> [TASK OBJECTIVE] Reply with one number: the count of lines in the data that hold the string "this".

Code that builds pages
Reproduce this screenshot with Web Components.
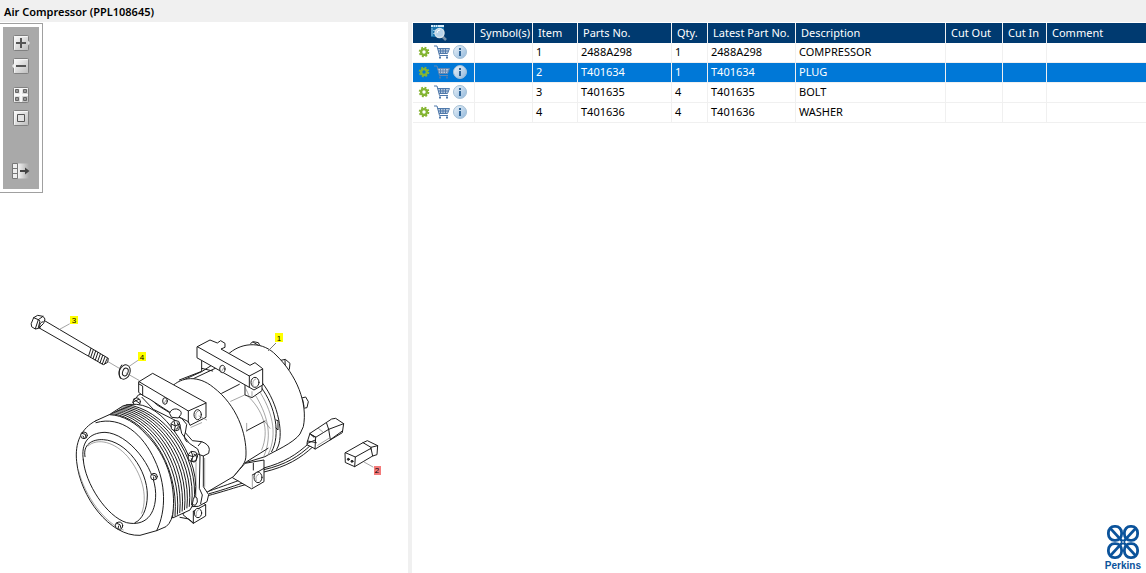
<!DOCTYPE html>
<html lang="en">
<head>
<meta charset="utf-8">
<title>Air Compressor (PPL108645)</title>
<style>
html, body { height: 100%; margin: 0; }
body { font: 11px/20px "Noto Sans", "Open Sans", sans-serif; color: #000; background: #fff; }
</style>
</head>
<body>
<catalog-page>
  <span slot="title">Air Compressor (PPL108645)</span>
  <illustration-pane slot="left"></illustration-pane>
  <parts-list slot="right"></parts-list>
  <brand-mark slot="brand">Perkins</brand-mark>
</catalog-page>
<script>
const define = (name, html, setup) => customElements.define(name, class extends HTMLElement {
  constructor() {
    super();
    this.attachShadow({ mode: 'open' }).innerHTML = html;
    if (setup) setup(this.shadowRoot, this);
  }
});

define('catalog-page', `
<style>
:host { display: flex; flex-direction: column; height: 100%; }
header { background: #f0f0f0; padding: 2px 4px 0; }
h1 { font-size: 11px; line-height: 20px; font-weight: 600; margin: 0; }
main { flex: 1; min-height: 0; display: grid; grid-template-columns: minmax(0, 408fr) 4px minmax(0, 734fr); }
.split { background: #f0f0f0; }
.right { display: flex; flex-direction: column; justify-content: space-between; padding: 1px 0 1px 1px; }
</style>
<header><h1><slot name="title"></slot></h1></header>
<main>
  <slot name="left"></slot>
  <div class="split"></div>
  <div class="right"><slot name="right"></slot><slot name="brand"></slot></div>
</main>`);

define('illustration-pane', `
<style>:host { display: flex; flex-direction: column; overflow: hidden; }</style>
<zoom-tools></zoom-tools>
<part-drawing></part-drawing>`);

const tile = '<rect x="2.500" y="1.500" width="15" height="15" rx="1" fill="url(#g)" stroke="#808080"/><path d="M3.500 15.500V2.500H16.500" fill="none" stroke="#f6f6f6"/>';
const tools = [
  ['Zoom in', tile + '<path d="M17 6.500l2 2.500-2 2.500z" fill="#e0e0e0"/><path d="M10 4v10M5 9h10" stroke="#555" stroke-width="2"/>'],
  ['Zoom out', tile + '<path d="M3 6.500L1 9l2 2.500z" fill="#e8e8e8"/><path d="M5 9h10" stroke="#555" stroke-width="2"/>'],
  ['Fit to window', tile + '<path d="M10 2v14M3 9h14" stroke="#f8f8f8" stroke-width="2"/><path d="M4.500 3.500h3v3h-3zM12.500 3.500h3v3h-3zM4.500 11.500h3v3h-3zM12.500 11.500h3v3h-3z" fill="#999" stroke="#666"/>'],
  ['Actual size', tile + '<path d="M6.500 5.500h7v7h-7z" fill="#e2e2e2" stroke="#555"/>'],
  ['Show list', '<path d="M7 1.500h11v15H7z" fill="url(#f)"/><path d="M1.500 1.500h5v15h-5z" fill="#eee" stroke="#777"/><path d="M2 6.500h5M2 11.500h5" stroke="#777"/><path d="M9 9h7" stroke="#444" stroke-width="2"/><path d="M14 5.500L18.500 9 14 12.500z" fill="#444"/>']
];
define('zoom-tools', `
<style>
:host { display: block; flex: none; box-sizing: border-box; width: 43px; border: 1px solid #a0a0a0; border-left: 0; margin-top: 1px; padding: 3px; background: #fff; }
nav { background: #a9a9a9; display: flex; flex-direction: column; align-items: center; gap: 5px; padding: 7px 0 8px; height: 147px; }
button { border: 0; padding: 0; background: none; width: 20px; height: 18px; display: block; }
button:nth-child(3) { margin-top: 6px; }
button:nth-child(5) { margin-top: 30px; }
svg { display: block; }
</style>
<nav>${tools.map(([n, p]) => `<button type="button" aria-label="${n}"><svg width="20" height="18" viewBox="0 0 20 18"><defs><linearGradient id="g" x2="1" y2="1"><stop stop-color="#fff"/><stop offset="1" stop-color="#bbb"/></linearGradient><linearGradient id="f"><stop stop-color="#f4f4f4"/><stop offset="1" stop-color="#a9a9a9"/></linearGradient></defs>${p}</svg></button>`).join('')}</nav>`);

define('part-drawing', `
<style>
:host { display: block; }
svg { display: block; width: 100%; height: auto; }
g { fill: #fff; stroke: #1c1c1c; stroke-width: 3; stroke-linejoin: round; stroke-linecap: round; }
.n { fill: none; } .l { fill: none; stroke: #777; stroke-width: 2; } .d { fill: #333; }
text { font: 8px "Liberation Sans", sans-serif; text-anchor: middle; fill: #000; }
</style>
<svg viewBox="0 193 408 380" role="img" aria-label="Air compressor exploded view">
  <!-- rear housing -->
  <g transform="translate(130 330) scale(.33333)">
    <path d="M362 40l8-5 15 3 5 10M448 92l18-4 14 12-2 18-12 5M512 205l15-4 8 14-4 18-12 2"/>
    <path d="M455 96l10 12M465 90l1 28M518 209l4 20M369 36l16 10"/>
    <path d="M300 68C340 35 400 35 438 75C500 135 534 220 520 290L510 312C490 340 430 365 405 380L340 400L300 300L160 150L215 125L270 90z"/>
    <path class="n" d="M398 160C445 220 465 320 440 358M392 170C438 230 452 315 425 365M438 270l6 2 0 28-6-6"/>
    <path class="l" d="M386 180C425 240 445 310 415 372M374 192C410 250 430 312 402 378M350 195C400 240 420 300 395 360"/>
    <path class="n" d="M148 150L215 124V92M190 146L258 114M215 115L248 123M275 190L328 163M350 302L405 273M350 395L414 355"/>
    <path class="l" d="M302 214L346 194M240 104L275 124M350 304l0-24M405 275l15 20"/>
    <path d="M345 165V195L366 203L396 182V165z"/><path class="l" d="M345 172C355 190 355 195 358 200M366 185V202"/>
    <path d="M202 50L240 30 262 39 272 32 285 40V52L273 57 360 106 375 98 398 116V165L372 180 358 172 202 84z"/>
    <path class="n" d="M202 50L358 138L398 117M358 138V172"/>
    <ellipse cx="277" cy="117" rx="8" ry="11"/><ellipse cx="375" cy="157" rx="12" ry="15"/><path class="l" d="M369 167q-3-17 8-20M282 112l-8 14"/>
  </g>
  <!-- harness, lower lug and connectors -->
  <g transform="translate(190 400) scale(.33333)">
    <path class="n" d="M55 274C100 258 130 248 160 236M58 281C105 268 140 255 170 245M50 288C100 275 130 264 180 250M218 205C285 187 318 165 359 128M222 209C290 193 325 170 364 134M222 216C290 200 332 175 370 139"/>
    <path d="M128 232L165 190L222 180V245L186 266z"/><path class="n" d="M187 225L222 205M190 190V210"/>
    <ellipse cx="204" cy="232" rx="12" ry="16"/><path class="l" d="M199 243q-5-16 7-20M187 225V262"/>
    <path d="M352 125L360 100 425 57 437 55 461 71 457 98 376 147 363 140 352 135z"/>
    <path class="n" d="M360 101L377 112 375 147M377 112L416 88 461 71M416 88L421 119M360 101L372 112M353 123L379 128M365 105l12 6M352 130l24-10M416 88l-6-18M421 119l36-26"/>
    <path class="l" d="M383 136L420 113M385 85l15 12"/>
    <path d="M466 158L519 128 532 122 563 137 561 164 548 168 494 200 467 188z"/>
    <path class="n" d="M466 158L496 171L494 200M496 171L543 145L548 168M519 128L543 142L563 137M543 142V148"/>
    <circle class="d" cx="475" cy="178" r="3"/><circle class="d" cx="486" cy="184" r="3"/>
    <path class="l" d="M522 186L549 201"/>
  </g>
  <!-- front housing -->
  <g transform="translate(130 330) scale(.33333)">
    <path d="M125 170C155 140 205 135 250 172C320 225 350 310 348 375C347 400 340 403 310 440L225 490L150 350z"/>
  </g>
  <!-- flange and pulley -->
  <g transform="translate(60 380) scale(.33333)">
    <path d="M370 405L400 430 437 408V374L400 350z"/><path class="n" d="M400 394V430M400 394L437 374M360 412l26 5 12 10"/>
    <ellipse cx="414" cy="399" rx="11" ry="14"/><path class="l" d="M409 408q-3-15 7-19"/>
    <path d="M222 62L235 45Q250 38 265 50L290 74 345 108 365 115 380 133 376 158 397 182 425 185Q447 193 448 208L446 220 430 228V320L446 344 441 365 415 379 395 380 330 350z"/>
    <path class="n" d="M246 52L280 88 340 118 358 128 365 160 388 190 413 207 420 228 418 325 427 345 422 371M430 228L413 222M376 158q-8 15 5 28M425 185l-10 12"/>
    <path class="l" d="M434 235V320M408 220V350"/>
    <circle cx="230" cy="65" r="11"/><path class="n" d="M222 58l18 13M218 67l18-9"/>
    <path d="M148 104L190 77Q270 55 337 145Q430 270 400 372L390 390 338 414 250 250z"/>
    <g id="grooves" class="n"></g>
    <path d="M108 122L148 104C190 105 230 130 260 165C320 225 345 310 340 385Q338 425 318 440L290 452 240 466C150 470 60 350 50 245C44 190 62 145 108 122z"/>
    <path class="n" d="M108 128C185 105 250 165 284 240C317 310 320 390 290 452M70 240C62 190 85 158 135 157C205 160 285 260 287 340C288 405 255 440 200 428C140 410 75 310 70 240zM75 230C68 195 95 177 130 179C200 183 262 270 262 345C262 390 245 420 225 428"/>
    <path class="l" d="M84 198C112 172 165 186 203 230C243 278 266 345 245 400M55 270C75 350 135 430 190 450"/>
    <g><circle cx="72" cy="166" r="10"/><circle cx="282" cy="290" r="10"/><circle cx="177" cy="437" r="11"/><path class="n" d="M66 160l10 3 2 10M69 168l3 5M276 284l10 3 3 9M281 291l0 7M170 430l10 4 3 10M176 438l-2 8"/></g>
    <g><path d="M334 130l8-9 14 3 4 12-4 14-12 3-9-6zM385 224l8-10 14 2 6 12-5 14-12 3-10-6zM400 358l4-9 7 5 1 12-6 10-8-2z"/><path class="n" d="M342 124l4 14-3 14M334 132l12 6 12-6M394 216l5 13-4 14M386 226l13 4 11-6M402 222a8 12 0 1 1-8 14M352 128a7 11 0 0 1-4 20"/></g>
  </g>
  <!-- front bracket -->
  <g transform="translate(130 330) scale(.33333)">
    <path d="M27 155L68 130 228 218V262L180 286 175 275 120 247 60 208 38 196 27 188z"/>
    <path class="n" d="M27 155L175 243L228 219M175 243V278M27 162L38 168V196"/>
    <ellipse cx="105" cy="213" rx="7" ry="10"/><path class="l" d="M110 208l-8 12"/>
    <path d="M119 249Q124 235 140 237Q157 242 153 253L145 264 126 262z"/>
    <ellipse cx="203" cy="254" rx="11" ry="15"/><path class="l" d="M198 264q-4-18 7-21M207 258L230 270M183 292L215 278"/>
  </g>
  <!-- bolt and washer -->
  <g transform="translate(20 305) scale(.33333)">
    <path d="M67 43L265 160 263 172 250 179 56 68z"/>
    <path d="M34 55L41 38 53 31 69 34 75 42 71 55 56 70 46 72 36 66z"/><path class="n" d="M41 38L55 44 69 34M55 44L46 71M55 44l5 4-5 20M69 50q-14 3-9 20"/>
    <path class="n" d="M213 130l-7 22M220 134l-8 23M227 138l-8 23M234 142l-8 23M241 147l-8 22M248 151l-8 23M255 155l-8 22M262 160l-8 17"/>
    <ellipse cx="314" cy="201" rx="16" ry="22" transform="rotate(20 314 201)"/><path class="n" d="M305 180q-14 18-4 40"/>
    <ellipse cx="316" cy="201" rx="8" ry="12" transform="rotate(20 316 201)"/>
    <path class="l" d="M117 74L148 57M329 183L354 166M264 170L298 190M318 204L357 226"/>
  </g>
  <path d="M268 351L276 343" stroke="#777"/>
  <rect x="70" y="316" width="8" height="8" fill="#ff0"/><text x="74" y="323">3</text>
  <rect x="138" y="352" width="8" height="9" fill="#ff0"/><text x="142" y="360">4</text>
  <rect x="275" y="333" width="8" height="9" fill="#ff0"/><text x="279" y="341">1</text>
  <rect x="374" y="466" width="7" height="9" fill="#f47a7a"/><text x="377" y="473">2</text>
</svg>`, root => {
  // pulley belt grooves, interpolated from the front rim to the flange
  let d = '';
  for (let i = 0; i < 10; i++) {
    const t = i / 9, m = (a, b) => (a + (b - a) * t).toFixed(1);
    d += `M${m(150, 200)} ${m(104, 74)}C${m(250, 305)} ${m(115, 85)} ${m(350, 420)} ${m(255, 220)} ${m(338, 402)} ${m(412, 370)}`;
  }
  root.getElementById('grooves').innerHTML = `<path class="n" d="${d}"/>`;
});

const gear = '<svg width="12" height="12" viewBox="0 0 12 12"><circle cx="6" cy="6" r="4.400" fill="none" stroke="#86b32f" stroke-width="1.800" stroke-dasharray="1.900 1.556"/><circle cx="6" cy="6" r="2.900" fill="none" stroke="#84b533" stroke-width="2.400"/></svg>';
const cart = '<svg class="cart" width="16" height="14" viewBox="0 0 16 14"><path d="M3.500 3.500h11.500l-1.500 5H5z" fill="#b9cbe0" stroke="none"/><path d="M0 1h3l2.500 9.500H14M3.500 3.500h12l-2 5H5M4 6h10.500M6.500 3.500v5M9 3.500v5M11.500 3.500v5" fill="none"/><path d="M5 11.500h2v2H5zM12 11.500h2v2h-2z" stroke="none" fill="#4f79ab"/></svg>';
const info = '<svg width="14" height="14" viewBox="0 0 14 14"><defs><linearGradient id="i" x2="1" y2="1"><stop stop-color="#eef5fb"/><stop offset="1" stop-color="#8fb6da"/></linearGradient></defs><circle cx="7" cy="7" r="6.500" fill="url(#i)" stroke="#a3bfd6"/><path d="M6 3h2v2H6zM6 6h2v5H6z" fill="#2c6396"/></svg>';
const rows = [['1', '2488A298', '1', '2488A298', 'COMPRESSOR'], ['2', 'T401634', '1', 'T401634', 'PLUG'], ['3', 'T401635', '4', 'T401635', 'BOLT'], ['4', 'T401636', '4', 'T401636', 'WASHER']];
define('parts-list', `
<style>
:host { display: block; }
table { width: 100%; table-layout: fixed; border-collapse: separate; border-spacing: 0; }
th, td { box-sizing: border-box; height: 20px; line-height: 18px; vertical-align: top; padding: 0 0 0 3px; text-align: left; font-weight: 400; white-space: nowrap; overflow: hidden; border-right: 1px solid #f0f0f0; }
td { border-bottom: 1px solid #f0f0f0; }
th { background: #003a70; color: #fff; padding-left: 5px; line-height: 20px; }
th:last-child, td:last-child { border-right: 0; }
.on td { background: #0078d7; color: #fff; }
.act { display: flex; align-items: center; padding-left: 2px; height: 18px; }
button { border: 0; padding: 0; background: none; display: block; }
button + button { margin-left: 4px; }
button + button + button { margin-left: 3px; }
svg { display: block; }
.cart { stroke: #4f79ab; }
.on .cart { stroke: #6688b0; }
th button { margin-left: 12px; }
</style>
<table>
<colgroup>${[62, 58, 45, 94, 36, 88, 150, 57, 44].map(w => `<col style="width:${w}px">`).join('')}<col></colgroup>
<thead><tr><th scope="col"><button type="button" aria-label="Search parts"><svg width="18" height="18" viewBox="0 0 18 18"><path d="M1 2h13v12H1z" fill="#1873ad"/><path d="M1 2h13v2H1z" fill="#d8ecf8"/><path d="M3 3h1M5 3h1M7 3h1" stroke="#1873ad"/><path d="M2 5v8M3 7.500h2M3 10.500h2" stroke="#8cc0e0"/><path d="M12 13l4 4" stroke="#7891a8" stroke-width="2.500"/><circle cx="9.500" cy="10" r="4.500" fill="#b9d3e8" stroke="#d6e2ea" stroke-width="1.500"/><path d="M7 10q0-3 3-3" stroke="#fff" fill="none"/></svg></button></th>${['Symbol(s)', 'Item', 'Parts No.', 'Qty.', 'Latest Part No.', 'Description', 'Cut Out', 'Cut In', 'Comment'].map(t => `<th scope="col">${t}</th>`).join('')}</tr></thead>
<tbody>${rows.map((r, n) => `<tr${n === 1 ? ' class="on" aria-selected="true"' : ''}><td><div class="act"><button type="button" aria-label="Options">${gear}</button><button type="button" aria-label="Add to cart">${cart}</button><button type="button" aria-label="Part information">${info}</button></div></td><td></td>${r.map(t => `<td>${t}</td>`).join('')}<td></td><td></td><td></td></tr>`).join('')}</tbody>
</table>`);

define('brand-mark', `
<style>
:host { display: flex; flex-direction: column; align-items: center; align-self: flex-end; margin-right: 5px; font: bold 10px/12px "Liberation Sans", sans-serif; color: #0b539b; }
svg { display: block; }
</style>
<svg width="34" height="36" viewBox="0 0 34 36" aria-hidden="true"><g fill="none" stroke="#0b539b" stroke-width="2.800">
<g id="q"><rect x="2.400" y="2.400" width="13.200" height="14" rx="6" ry="6.400"/><path d="M4.500 4.500L16.500 17.500" stroke-width="2.600"/></g>
<use href="#q" transform="matrix(-1 0 0 1 34 0)"/><use href="#q" transform="matrix(1 0 0 -1 0 36)"/><use href="#q" transform="matrix(-1 0 0 -1 34 36)"/></g></svg>
<slot></slot>`);
</script>
</body>
</html>
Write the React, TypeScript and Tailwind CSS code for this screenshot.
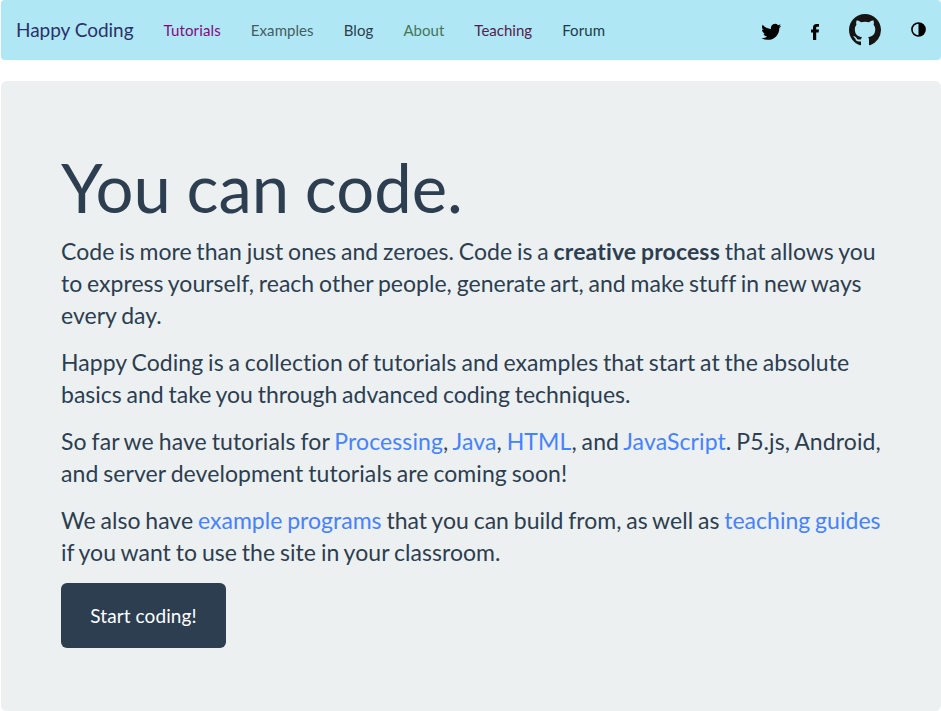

> [RESULT] 4